Menurut  Mannan(1992),  perilaku  produksi  tidak  hanya  menyandarkan  pada kondisi permintaan pasar  tetapi  juga berdasarkan pertimbangan kemaslahatan. Sejalan dengan  itu,  Metwally  (1992)  menyatakan  bahwa  fungsi  kepuasan  perusahaan  tidak hanya dipengaruhi oleh variable tingkat keuntungan, tetapijuga oleh pengeluaran yang bersifat charity atau good deeds. Sehingga fungsi utilitas dari pengusaha muslim adalah: Umax = U(F, G)  Dimana : F = tingkat keuntungan G = tingkat pengeluaran untuk good deeds/charity

Menurut Metwally, pengeluaran perusahaan untuk  charity  akan meningkatkan permintaan  terhadap  produk  perusahaan,  karena  G  akan  menghasilkan efekpenggandaan  (multiplier  effect)  terhadap  kemampuan  daya  beli masyarakat,  pada akhirnya akan meningkatkan permintaan  terhadap produk perusahaan. Tanpa adanya charity,yang dalam Islam diimplementasikan melalui kewajiban zakat, golongan miskin tidak akan mampu mengaktualisasikan permintaannya karena tidak memiliki daya beli.

Pertentangan  antara  charity/shadaqahdan  riba, dimana peran  sistem  keuangan berdasarkan  riba  sangat  mendukung  sistem  ekonomi  individualistis  dan  hedonis, sedangkan  shadaqah  sangat  bersifat  alturistis,  dermawan  dan  penuh  kesetiakawanan sosial. Menurut Sayyid Quthb, riba adalah lawan shadaqah.

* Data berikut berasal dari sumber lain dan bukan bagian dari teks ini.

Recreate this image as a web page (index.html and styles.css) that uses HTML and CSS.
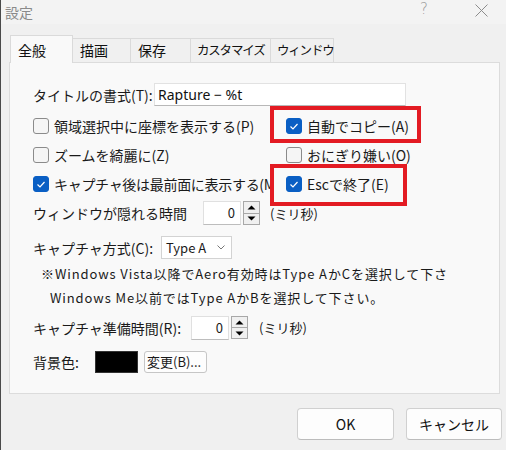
FILE: index.html
```html
<!DOCTYPE html>
<html lang="ja">
<head>
<meta charset="utf-8">
<title>設定</title>
<link rel="stylesheet" href="styles.css">
</head>
<body>
<div class="window">
  <div class="titlebar">
    <span class="title">設定</span>
    <span class="help">?</span>
    <svg class="close" width="13" height="13" viewBox="0 0 13 13"><path d="M0.5 0.5 L12.5 12.5 M12.5 0.5 L0.5 12.5" stroke="#8c8c8c" stroke-width="1" fill="none"/></svg>
  </div>
  <div class="tabs">
    <div class="tab active w1">全般</div>
    <div class="tab w2">描画</div>
    <div class="tab w3">保存</div>
    <div class="tab w4 narrow">カスタマイズ</div>
    <div class="tab w5 narrow">ウィンドウ</div>
  </div>
  <div class="panel">
    <div class="row r1">
      <span class="label l1">タイトルの書式(T):</span>
      <div class="textbox">Rapture − %t</div>
    </div>
    <div class="row r2">
      <div class="cell left"><span class="cb"></span><span>領域選択中に座標を表示する(P)</span></div>
      <div class="cell"><span class="cb on"><svg width="16" height="16" viewBox="0 0 16 16"><path d="M4.5 8.5 L7 11 L11.5 6" stroke="#fff" stroke-width="1.2" fill="none"/></svg></span><span>自動でコピー(A)</span></div>
    </div>
    <div class="row r3">
      <div class="cell left"><span class="cb"></span><span>ズームを綺麗に(Z)</span></div>
      <div class="cell"><span class="cb"></span><span>おにぎり嫌い(O)</span></div>
    </div>
    <div class="row r4">
      <div class="cell left clip"><span class="cb on"><svg width="16" height="16" viewBox="0 0 16 16"><path d="M4.5 8.5 L7 11 L11.5 6" stroke="#fff" stroke-width="1.2" fill="none"/></svg></span><span class="tight">キャプチャ後は最前面に表示する(M)</span></div>
      <div class="cell"><span class="cb on"><svg width="16" height="16" viewBox="0 0 16 16"><path d="M4.5 8.5 L7 11 L11.5 6" stroke="#fff" stroke-width="1.2" fill="none"/></svg></span><span>Escで終了(E)</span></div>
    </div>
    <div class="row r5">
      <span class="label l5">ウィンドウが隠れる時間</span>
      <div class="spin"><div class="spinval">0</div><div class="spinbtns"><div class="sb"><svg width="9" height="5" viewBox="0 0 9 5"><path d="M0.5 4.5 L4.5 0.5 L8.5 4.5 Z" fill="#000"/></svg></div><div class="sb"><svg width="9" height="5" viewBox="0 0 9 5"><path d="M0.5 0.5 L4.5 4.5 L8.5 0.5 Z" fill="#000"/></svg></div></div></div>
      <span class="unit u1">(ミリ秒)</span>
    </div>
    <div class="row r6">
      <span class="label l6">キャプチャ方式(C):</span>
      <div class="combo"><span class="ctext">Type A</span><svg class="chev" width="8" height="5" viewBox="0 0 8 5"><path d="M0.5 0.5 L4 4 L7.5 0.5" stroke="#777" stroke-width="1" fill="none"/></svg></div>
    </div>
    <div class="row r7 note">※Windows Vista以降でAero有効時はType AかCを選択して下さ</div>
    <div class="row r8 note n2">Windows Me以前ではType AかBを選択して下さい。</div>
    <div class="row r9">
      <span class="label l9">キャプチャ準備時間(R):</span>
      <div class="spin"><div class="spinval">0</div><div class="spinbtns"><div class="sb"><svg width="9" height="5" viewBox="0 0 9 5"><path d="M0.5 4.5 L4.5 0.5 L8.5 4.5 Z" fill="#000"/></svg></div><div class="sb"><svg width="9" height="5" viewBox="0 0 9 5"><path d="M0.5 0.5 L4.5 4.5 L8.5 0.5 Z" fill="#000"/></svg></div></div></div>
      <span class="unit u2">(ミリ秒)</span>
    </div>
    <div class="row r10">
      <span class="label l10">背景色:</span>
      <div class="swatch"></div>
      <div class="smallbtn">変更(B)...</div>
    </div>
  </div>
  <div class="buttons">
    <div class="btn ok">OK</div>
    <div class="btn cancel">キャンセル</div>
  </div>
  <div class="mark m1"></div>
  <div class="mark m2"></div>
</div>
</body>
</html>
```
FILE: styles.css
```css
* { box-sizing: border-box; }
html, body { margin: 0; padding: 0; }
body {
  width: 506px;
  height: 450px;
  overflow: hidden;
  background: #f0f0f0;
  font-family: "Noto Sans CJK JP", "Noto Sans", sans-serif;
  font-size: 14px;
  color: #1a1a1a;
}
.window {
  position: relative;
  width: 506px;
  height: 450px;
  border-left: 1px solid #4a4a4a;
}
.titlebar {
  height: 24px;
  background: #f3f3f3;
  display: flex;
  align-items: center;
  position: relative;
}
.title {
  margin-left: 4px;
  color: #8a8a8a;
  font-size: 14px;
  line-height: 1;
}
.help {
  position: absolute;
  left: 419px;
  top: 2px;
  color: #9a9a9a;
  font-size: 15px;
  line-height: 1;
  font-family: "DejaVu Sans", sans-serif;
  font-weight: 300;
}
.close {
  position: absolute;
  left: 474px;
  top: 4px;
}
.tabs {
  margin-top: 11px;
  padding-left: 9px;
  height: 27px;
  display: flex;
  align-items: flex-end;
  position: relative;
  z-index: 2;
}
.tab {
  height: 24px;
  border: 1px solid #dadada;
  border-bottom: none;
  margin-left: -1px;
  padding-left: 7px;
  line-height: 22px;
  font-size: 14px;
  color: #111;
  white-space: nowrap;
}
.tab.narrow { font-size: 12.5px; letter-spacing: -1.2px; padding-left: 6px; }
.tab.active {
  height: 28px;
  margin-bottom: -1px;
  margin-left: 0;
  background: #f9f9f9;
  line-height: 28px;
  position: relative;
  z-index: 3;
}
.w1 { width: 63px; }
.w2 { width: 59px; }
.w3 { width: 61px; }
.w4 { width: 81px; }
.w5 { width: 64px; }
.panel {
  margin-left: 8px;
  width: 491px;
  height: 332px;
  background: #f9f9f9;
  border: 1px solid #dcdcdc;
  padding: 20px 0 0 23px;
  display: flex;
  flex-direction: column;
}
.row {
  display: flex;
  align-items: center;
  flex-shrink: 0;
}
.r1 { height: 23px; }
.r2 { margin-top: 11px; height: 18px; }
.r3 { margin-top: 11px; height: 18px; }
.r4 { margin-top: 11px; height: 18px; }
.r5 { margin-top: 8px; height: 24px; }
.r6 { margin-top: 11px; height: 23px; }
.r7 { margin-top: 5px; height: 18px; }
.r8 { margin-top: 6px; height: 18px; }
.r9 { margin-top: 10px; height: 23px; }
.r10 { margin-top: 12px; height: 22px; }
.label { white-space: nowrap; flex-shrink: 0; }
.l1 { width: 121px; }
.l5 { width: 170px; }
.l6 { width: 128px; }
.l9 { width: 158px; }
.l10 { width: 62px; }
.textbox {
  width: 252px;
  height: 23px;
  background: #fff;
  border: 1px solid #e2e2e2;
  border-bottom-color: #b8b8b8;
  padding-left: 3px;
  line-height: 21px;
  font-family: "Noto Sans", sans-serif;
  font-size: 14px;
  color: #111;
}
.cell {
  display: flex;
  align-items: center;
  white-space: nowrap;
}
.cell.left { width: 253px; flex-shrink: 0; }
.cell.clip { width: 240px; overflow: hidden; margin-right: 13px; }
.tight { letter-spacing: -0.3px; }
.cb {
  width: 16px;
  height: 16px;
  border: 1px solid #8b8b8b;
  border-radius: 3px;
  background: #f5f5f5;
  margin-right: 5px;
  flex-shrink: 0;
  display: flex;
}
.cb.on {
  background: #0a5fc4;
  border-color: #0a5fc4;
}
.cb svg { margin: -1px; }
.spin {
  display: flex;
  width: 57px;
  height: 24px;
}
.spinval {
  width: 38px;
  height: 24px;
  background: #fff;
  border: 1px solid #e0e0e0;
  border-bottom-color: #bdbdbd;
  text-align: right;
  padding-right: 5px;
  line-height: 22px;
  font-size: 13px;
}
.spinbtns {
  width: 17px;
  margin-left: 2px;
  display: flex;
  flex-direction: column;
  border: 1px solid #a8a8a8;
  background: #f0f0f0;
}
.sb {
  flex: 1;
  display: flex;
  align-items: center;
  justify-content: center;
}
.sb + .sb { border-top: 1px solid #a8a8a8; }
.unit { margin-left: 10px; font-size: 13px; }
.u2 { margin-left: 11px; }
.r9 .spin { height: 23px; }
.combo {
  width: 71px;
  height: 23px;
  background: #fff;
  border: 1px solid #d3d3d3;
  display: flex;
  align-items: center;
  padding-left: 4px;
  font-size: 13px;
}
.ctext { flex: 1; }
.chev { margin-right: 6px; }
.note {
  font-size: 13px;
  padding-left: 8px;
  letter-spacing: 0.9px;
  white-space: nowrap;
}
.n2 { padding-left: 17px; }
.swatch {
  width: 43px;
  height: 22px;
  background: #000;
  border: 1px solid #333;
}
.smallbtn {
  margin-left: 6px;
  width: 63px;
  height: 22px;
  border: 1px solid #c6c6c6;
  border-radius: 3px;
  background: #fdfdfd;
  font-size: 13px;
  line-height: 20px;
  padding-left: 2px;
  white-space: nowrap;
}
.buttons {
  margin-top: 14px;
  display: flex;
  justify-content: flex-end;
  padding-right: 4px;
  gap: 12px;
}
.btn {
  width: 97px;
  height: 32px;
  border: 1px solid #d0d0d0;
  border-bottom-color: #bcbcbc;
  border-radius: 4px;
  background: #fdfdfd;
  display: flex;
  align-items: center;
  justify-content: center;
  font-size: 14px;
  color: #111;
}
.cancel { width: 96px; }
.mark {
  position: absolute;
  border: 4px solid #e31b23;
  z-index: 5;
}
.m1 { left: 269px; top: 106px; width: 151px; height: 37px; }
.m2 { left: 269px; top: 164px; width: 137px; height: 42px; }
```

Dalam  dunia  usaha modern  saat  ini  peran  sosial  dari  perusahaan menjadi  hal yang  penting  dalam  rangka  menyelaraskan  kepentingan  perusahaan  dengan masyarakat  secara  umum.  Konsep  CSR  (Corporate  Social  Responsibility)  dengan  cara menyisihkan sebagian keuntungan bagi  pemberdayaan masyarakat sekitar perusahaan.




F.     Produksi Dalam Pandangan Islam
Prinsip dasar ekonomi Islam adalah keyakinan kepada Allah SWT sebagai Rabb dari alam semesta. Ikrar akan keyakinan ini menjadi pembuka kitab suci umat Islam.

Dan dia Telah menundukkan untukmu apa yang di langit dan apa yang di bumi semuanya, (sebagai rahmat) daripada-Nya. Sesungguhnya pada yang demikian itu benar-benar terdapat tanda-tanda (kekuasaan Allah) bagi kaum yang berfikir. (Al-jaatsiyah:13)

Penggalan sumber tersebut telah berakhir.